WHAT IS BEING ASKED: Pull out every line of the listing below where "with" appears.

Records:
○ ○ ○ ○ ○ ○ ○

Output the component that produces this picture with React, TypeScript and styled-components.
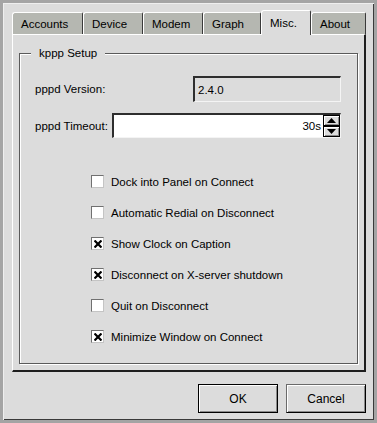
import React from "react"
import styled, { createGlobalStyle, css } from "styled-components"

const GlobalStyle = createGlobalStyle`
  html, body {
    margin: 0;
    padding: 0;
    background: #dcdcdc;
  }
  body {
    font-family: "Liberation Sans", Arial, sans-serif;
    font-size: 11.5px;
    color: #000;
  }
  * {
    box-sizing: border-box;
  }
`

const tabs = [
  { label: "Accounts", width: 71 },
  { label: "Device", width: 60 },
  { label: "Modem", width: 60 },
  { label: "Graph", width: 58 },
  { label: "Misc.", width: 50, active: true },
  { label: "About", width: 55 },
]

const options = [
  { label: "Dock into Panel on Connect", checked: false },
  { label: "Automatic Redial on Disconnect", checked: false },
  { label: "Show Clock on Caption", checked: true },
  { label: "Disconnect on X-server shutdown", checked: true },
  { label: "Quit on Disconnect", checked: false },
  { label: "Minimize Window on Connect", checked: true },
]

const App: React.FC = () => {
  return (
    <>
      <GlobalStyle />
      <Window>
        <TabBar>
          {tabs.map((t) => (
            <Tab key={t.label} $width={t.width} $active={t.active}>
              {t.label}
            </Tab>
          ))}
        </TabBar>
        <TabPanel>
          <GroupBox>
            <GroupTitle>kppp Setup</GroupTitle>
            <FieldRow>
              <FieldLabel>pppd Version:</FieldLabel>
              <ReadOnlyField>2.4.0</ReadOnlyField>
            </FieldRow>
            <FieldRow>
              <FieldLabel $tight>pppd Timeout:</FieldLabel>
              <SpinBox>
                <SpinValue>30s</SpinValue>
                <SpinButtons>
                  <SpinButton>
                    <svg width="9" height="5" viewBox="0 0 9 5">
                      <path d="M0 5 L4.5 0 L9 5 Z" fill="#000" />
                    </svg>
                  </SpinButton>
                  <SpinButton>
                    <svg width="9" height="5" viewBox="0 0 9 5">
                      <path d="M0 0 L9 0 L4.5 5 Z" fill="#000" />
                    </svg>
                  </SpinButton>
                </SpinButtons>
              </SpinBox>
            </FieldRow>
            <OptionList>
              {options.map((o) => (
                <OptionRow key={o.label}>
                  <CheckBox>
                    {o.checked && (
                      <svg width="8" height="8" viewBox="0 0 8 8">
                        <path
                          d="M0.5 0.5 L7.5 7.5 M7.5 0.5 L0.5 7.5"
                          stroke="#000"
                          strokeWidth="2.2"
                        />
                      </svg>
                    )}
                  </CheckBox>
                  <OptionText>{o.label}</OptionText>
                </OptionRow>
              ))}
            </OptionList>
          </GroupBox>
        </TabPanel>
        <ButtonRow>
          <PushButton $default>OK</PushButton>
          <PushButton>Cancel</PushButton>
        </ButtonRow>
      </Window>
    </>
  )
}

const Window = styled.div`
  display: flex;
  flex-direction: column;

  width: 377px;
  height: 423px;
  padding: 7px 8px 7px 9px;

  background: #dcdcdc;
  border: 3px solid #a4a4a4;
  box-shadow: inset 1px 1px 0 #eeeeee, inset -1px -1px 0 #3a3a3a;
`

const TabBar = styled.div`
  display: flex;
  flex-direction: row;
  align-items: flex-end;

  height: 24px;
`

const Tab = styled.div<{ $width: number; $active?: boolean }>`
  position: relative;
  display: flex;
  align-items: center;

  width: ${(p) => p.$width}px;
  height: 22px;
  padding: 1px 0 0 8px;

  background: #b5b7b1;
  border-top: 1px solid #ffffff;
  border-left: 1px solid #ffffff;
  border-right: 1px solid #3a3a3a;
  border-top-left-radius: 3px;
  border-top-right-radius: 2px;
  white-space: nowrap;

  ${(p) =>
    p.$active &&
    css`
      height: 25px;
      margin-bottom: -1px;
      padding-bottom: 2px;
      background: #dcdcdc;
      z-index: 1;
    `}
`

const TabPanel = styled.div`
  display: flex;

  height: 338px;
  padding: 12px 6px 6px 6px;

  border-top: 1px solid #ffffff;
  border-left: 1px solid #ffffff;
  border-right: 2px solid #1e1e1e;
  border-bottom: 2px solid #1e1e1e;
`

const GroupBox = styled.fieldset`
  display: flex;
  flex-direction: column;

  flex: 1;
  min-width: 0;
  margin: 0;
  padding: 16px 16px 0 15px;

  border: 1px solid #5a5a5a;
  box-shadow: 1px 1px 0 #ffffff, inset 1px 1px 0 #ffffff;
`

const GroupTitle = styled.legend`
  margin-left: -4px;
  padding: 0 8px;
  line-height: 13px;

  background: #dcdcdc;
`

const FieldRow = styled.div`
  display: flex;
  flex-direction: row;
  align-items: center;

  margin-bottom: 11px;
`

const FieldLabel = styled.div<{ $tight?: boolean }>`
  flex: ${(p) => (p.$tight ? "0 0 auto" : "1")};
  padding-right: ${(p) => (p.$tight ? "4px" : "0")};
  white-space: nowrap;
`

const sunken = css`
  border-style: solid;
  border-width: 2px 1px 1px 2px;
  border-color: #2e2e2e #f4f4f4 #f4f4f4 #2e2e2e;
`

const ReadOnlyField = styled.div`
  ${sunken};
  display: flex;
  align-items: center;

  width: 148px;
  height: 26px;
  padding-left: 3px;

  background: #dcdcdc;
`

const SpinBox = styled.div`
  ${sunken};
  display: flex;
  flex-direction: row;
  align-items: center;

  flex: 1;
  height: 25px;

  background: #ffffff;
`

const SpinValue = styled.div`
  flex: 1;
  padding-right: 2px;
  text-align: right;
`

const SpinButtons = styled.div`
  display: flex;
  flex-direction: column;

  width: 17px;
  height: 22px;
`

const SpinButton = styled.div`
  display: flex;
  align-items: center;
  justify-content: center;

  height: 11px;

  background: #dcdcdc;
  border: 1px solid #000000;
  box-shadow: inset 1px 1px 0 #ffffff, inset -1px -1px 0 #8a8a8a;
`

const OptionList = styled.div`
  display: flex;
  flex-direction: column;

  margin-top: 17px;
  padding-left: 56px;
`

const OptionRow = styled.div`
  display: flex;
  flex-direction: row;
  align-items: center;
  gap: 7px;

  height: 31px;
`

const CheckBox = styled.div`
  display: flex;
  align-items: center;
  justify-content: center;

  width: 13px;
  height: 13px;

  background: #ffffff;
  border: 1px solid;
  border-color: #707070 #c4c4c4 #c4c4c4 #707070;
`

const OptionText = styled.div`
  white-space: nowrap;
`

const ButtonRow = styled.div`
  display: flex;
  flex-direction: row;
  justify-content: flex-end;
  gap: 8px;

  margin-top: 12px;
`

const PushButton = styled.div<{ $default?: boolean }>`
  display: flex;
  align-items: center;
  justify-content: center;

  width: 80px;
  height: 29px;

  background: #dcdcdc;
  border: 1px solid;
  border-color: ${(p) =>
    p.$default ? "#000000" : "#6a6a6a #000000 #000000 #6a6a6a"};
  box-shadow: inset 1px 1px 0 #ffffff, inset -1px -1px 0 #8a8a8a;
  font-size: 12px;
  user-select: none;
  cursor: pointer;
`

export default App
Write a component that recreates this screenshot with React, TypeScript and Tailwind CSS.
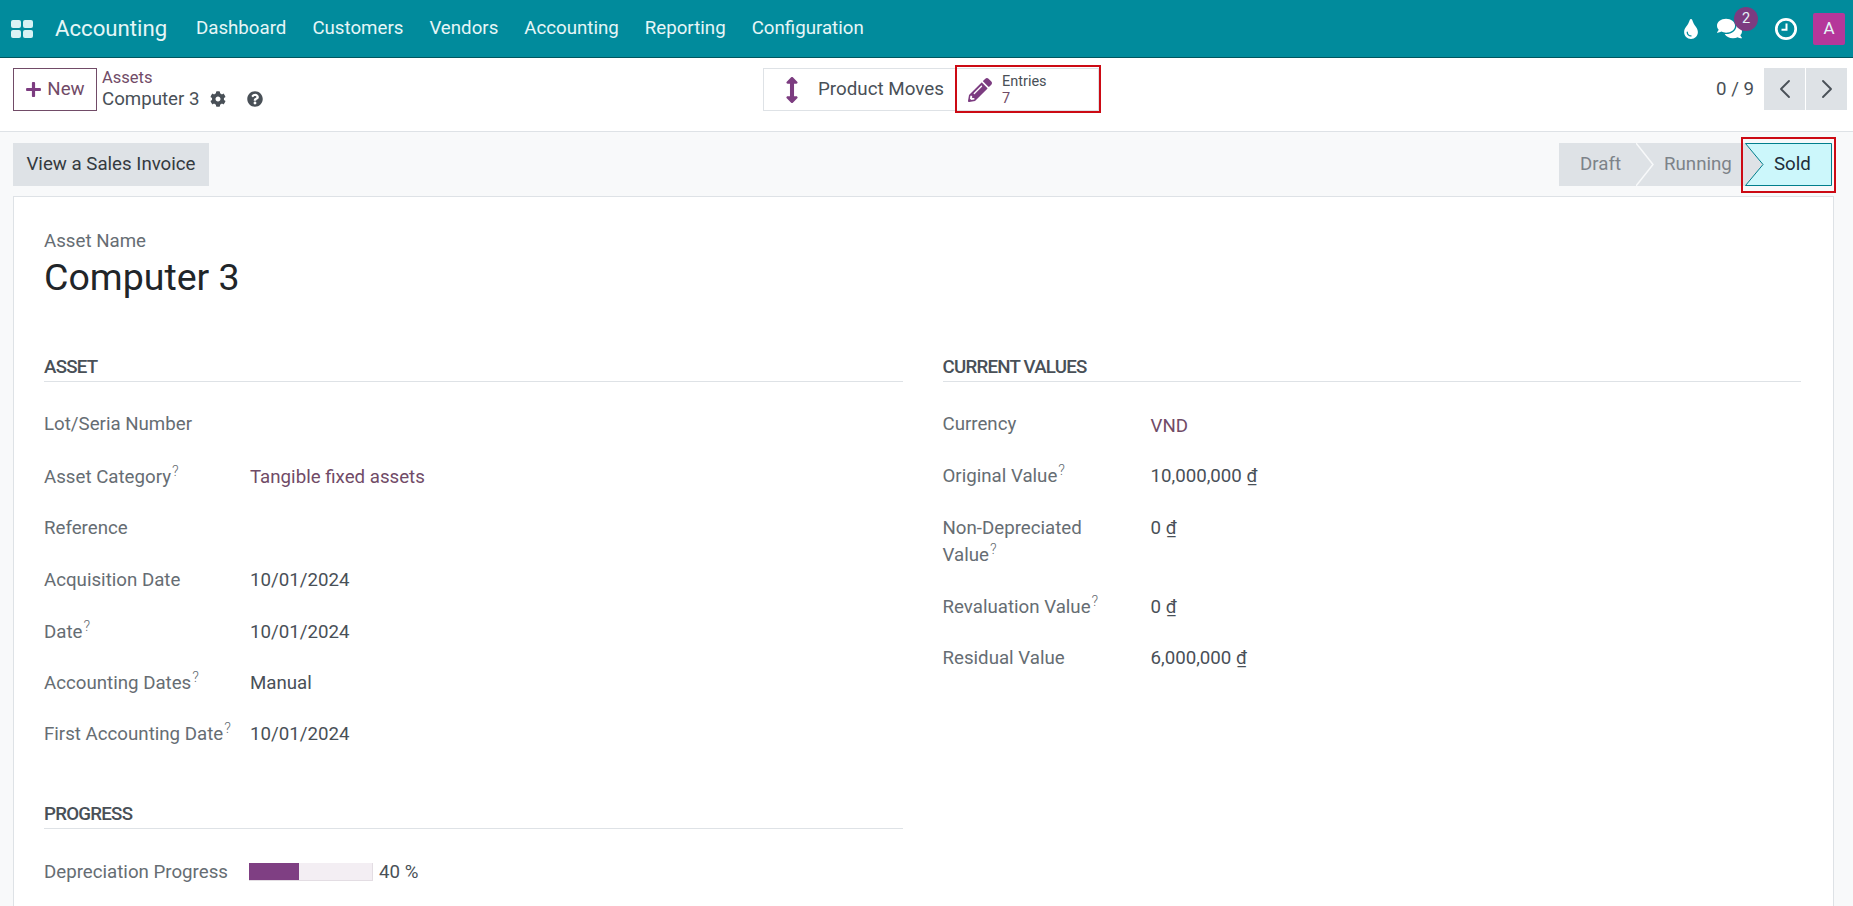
import React from 'react';
import { FaPlus, FaCog, FaQuestionCircle, FaPencilAlt, FaArrowsAltV, FaTint, FaComments } from 'react-icons/fa';
import { ChevronLeft, ChevronRight } from 'lucide-react';

const menus = ['Dashboard', 'Customers', 'Vendors', 'Accounting', 'Reporting', 'Configuration'];

const Help = () => <sup className="text-[14.5px] font-light ml-px">?</sup>;

const Label: React.FC<{ text: string; help?: boolean }> = ({ text, help }) => (
  <span className="text-[#666d73]">{text}{help && <Help />}</span>
);

const Section: React.FC<{ title: string }> = ({ title }) => (
  <div className="h-[27px] pt-[4px] flex items-center border-b border-[#dee2e6] box-content font-medium text-[#495057] tracking-[-0.75px]">{title}</div>
);

const leftRows = [
  { label: 'Lot/Seria Number', cls: '' },
  { label: 'Asset Category', help: true, value: 'Tangible fixed assets', link: true, cls: 'pt-[3px]' },
  { label: 'Reference', cls: '' },
  { label: 'Acquisition Date', value: '10/01/2024', cls: '' },
  { label: 'Date', help: true, value: '10/01/2024', cls: '' },
  { label: 'Accounting Dates', help: true, value: 'Manual', cls: 'pb-[2px]' },
  { label: 'First Accounting Date', help: true, value: '10/01/2024', cls: 'pb-[4px]' },
];

const rightRows = [
  { label: 'Currency', value: 'VND', link: true, cls: '' },
  { label: 'Original Value', help: true, value: '10,000,000 ₫', cls: '' },
  { label: 'Revaluation Value', help: true, value: '0 ₫', cls: '' },
  { label: 'Residual Value', value: '6,000,000 ₫', cls: 'pb-[2px]' },
];

export default function App() {
  return (
    <div className="h-screen w-full overflow-hidden bg-[#f8f9fa] font-[Roboto,sans-serif] text-[18.7px] text-[#495057]">
      {/* navbar */}
      <div className="h-[58px] bg-[#018b9c] border-b border-[#01565f] flex items-center text-[#e6f6f7]">
        <svg className="ml-[11px] w-[22px] h-[18px] text-[#d9f2f4]" viewBox="0 0 22 18" fill="currentColor">
          <rect x="0" y="0" width="10" height="8" rx="2" />
          <rect x="12" y="0" width="10" height="8" rx="2" />
          <rect x="0" y="10" width="10" height="8" rx="2" />
          <rect x="12" y="10" width="10" height="8" rx="2" />
        </svg>
        <div className="ml-[22px] w-[141px] text-[22.2px]">Accounting</div>
        <div className="flex gap-[26px]">
          {menus.map(m => <div key={m}>{m}</div>)}
        </div>
        <div className="ml-auto flex items-center pr-[8px]">
          <FaTint className="text-[20px] text-white mr-[16px]" />
          <div className="relative mr-[32px]">
            <FaComments className="text-[25px] text-white" />
            <div className="absolute -top-[9px] left-[17px] w-[24px] h-[24px] rounded-full bg-[#7c3c80] text-[14.5px] flex items-center justify-center">2</div>
          </div>
          <svg className="w-[24px] h-[24px] text-white mr-[15px]" viewBox="0 0 24 24" fill="none" stroke="currentColor">
            <circle cx="12" cy="12" r="9.7" strokeWidth="2.7" />
            <path d="M12.5 6.5 V12.8 H7.5" strokeWidth="2" />
          </svg>
          <div className="w-[32px] h-[32px] rounded-[2px] bg-[#b5379a] text-[17px] flex items-center justify-center">A</div>
        </div>
      </div>

      {/* control panel */}
      <div className="h-[74px] bg-white border-b border-[#dee2e6] flex items-start pl-[13px] pr-[6px] pt-[10px]">
        <div className="w-[750px] flex">
          <button className="h-[43px] w-[84px] border border-[#714b67] text-[#714b67] flex items-center justify-center gap-[5px]">
            <FaPlus className="text-[17px] text-[#7c3c80]" />New
          </button>
          <div className="ml-[5px] -mt-[1px]">
            <div className="text-[#714b67] text-[16.5px] h-[22px] leading-[22px]">Assets</div>
            <div className="flex items-center h-[22px] -mt-px">
              Computer 3
              <FaCog className="ml-[10px] text-[16px]" />
              <FaQuestionCircle className="ml-[21px] text-[16px]" />
            </div>
          </div>
        </div>
        <div className="flex h-[43px] border border-[#dee2e6] w-[336px]">
          <div className="w-[192px] flex items-center">
            <FaArrowsAltV className="ml-[15px] text-[26px] text-[#7c3c80]" />
            <span className="ml-[13px] -mt-[1px] text-[18.8px] whitespace-nowrap">Product Moves</span>
          </div>
          <div className="relative flex-1 flex items-center">
            <FaPencilAlt className="ml-[12px] text-[24px] text-[#7c3c80]" />
            <div className="ml-[10px] text-[14.5px] leading-[17px]">
              <div>Entries</div>
              <div className="text-[#714b67]">7</div>
            </div>
            <div className="absolute -left-[1px] -top-[4px] -right-[3px] -bottom-[3px] border-2 border-[#cc0a14]" />
          </div>
        </div>
        <div className="ml-auto flex items-center">
          <span className="mr-[10px]">0 / 9</span>
          <div className="w-[41px] h-[42px] bg-[#dee2e6] flex items-center justify-center mr-px"><ChevronLeft className="w-[32px] h-[32px]" strokeWidth={1.4} /></div>
          <div className="w-[41px] h-[42px] bg-[#dee2e6] flex items-center justify-center"><ChevronRight className="w-[32px] h-[32px]" strokeWidth={1.4} /></div>
        </div>
      </div>

      {/* status row */}
      <div className="h-[64px] flex items-start justify-between pt-[11px] pl-[13px] pr-[21px]">
        <button className="h-[43px] w-[196px] bg-[#dee2e6] text-[#343a40] whitespace-nowrap">View a Sales Invoice</button>
        <div className="flex h-[43px] text-[#7d8389]">
          <div className="w-[78px] bg-[#dee2e6] pl-[21px] flex items-center">Draft</div>
          <div className="relative w-[108px] bg-[#dee2e6] pl-[27px] flex items-center">
            Running
            <svg className="absolute left-[-1px] top-0 w-[18px] h-[43px]" viewBox="0 0 18 43" fill="none" stroke="#f8f9fa" strokeWidth="1.5">
              <path d="M0 0 L17 21.5 L0 43" />
            </svg>
          </div>
          <div className="relative w-[87px] bg-[#dee2e6] pl-[29px] flex items-center text-[#1f2d3a]">
            <svg className="absolute inset-0 w-[87px] h-[43px]" viewBox="0 0 87 43">
              <path d="M0.5 0.5 H86.5 V42.5 H0.5 L18 21.5 Z" fill="#ccf7fb" stroke="#017e8c" />
            </svg>
            <span className="relative">Sold</span>
            <div className="absolute -left-[4px] -top-[6px] -right-[4px] -bottom-[7px] border-2 border-[#cc0a14]" />
          </div>
        </div>
      </div>

      {/* sheet */}
      <div className="ml-[13px] mr-[19px] h-[720px] bg-white border border-[#dee2e6] pl-[30px] pr-[32px] pt-[32px]">
        <div className="h-[24px] leading-[24px] text-[#666d73]">Asset Name</div>
        <div className="h-[50px] leading-[50px] -mt-px text-[37.5px] text-[#212529]">Computer 3</div>
        <div className="mt-[48px] grid grid-cols-2 gap-x-[40px]">
          <div>
            <Section title="ASSET" />
            <div className="mt-[16px]">
              {leftRows.map(r => (
                <div key={r.label} className={`h-[52px] flex items-center ${r.cls}`}>
                  <div className="w-[206px]"><Label text={r.label} help={r.help} /></div>
                  <div className={r.link ? 'text-[#714b67]' : ''}>{r.value}</div>
                </div>
              ))}
            </div>
            <div className="mt-[35px]"><Section title="PROGRESS" /></div>
            <div className="mt-[17px] h-[52px] flex items-center">
              <div className="w-[205px]"><Label text="Depreciation Progress" /></div>
              <div className="w-[124px] h-[18px] bg-[#f3eef3] border-r border-b border-[#e3dde3]">
                <div className="h-full bg-[#7f3f83]" style={{ width: '41%' }} />
              </div>
              <span className="ml-[6px]">40 %</span>
            </div>
          </div>
          <div>
            <Section title="CURRENT VALUES" />
            <div className="mt-[16px]">
              {rightRows.slice(0, 2).map(r => (
                <div key={r.label} className="h-[52px] flex items-center">
                  <div className="w-[208px]"><Label text={r.label} help={r.help} /></div>
                  <div className={r.link ? 'text-[#714b67] pt-[5px]' : ''}>{r.value}</div>
                </div>
              ))}
              <div className="h-[79px] flex items-start pt-[13px]">
                <div className="w-[208px] leading-[27px]">
                  <div className="text-[#666d73]">Non-Depreciated</div>
                  <Label text="Value" help />
                </div>
                <div className="leading-[26px]">0 ₫</div>
              </div>
              {rightRows.slice(2).map(r => (
                <div key={r.label} className={`h-[52px] flex items-center ${r.cls}`}>
                  <div className="w-[208px]"><Label text={r.label} help={r.help} /></div>
                  <div>{r.value}</div>
                </div>
              ))}
            </div>
          </div>
        </div>
      </div>
    </div>
  );
}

○ ○ ○ ○ ○ ○ ○

RESULT BELOW:
Output the component that produces this picture with React, TypeScript and styled-components.
Write a component that recreates this screenshot with React, TypeScript and Tailwind CSS.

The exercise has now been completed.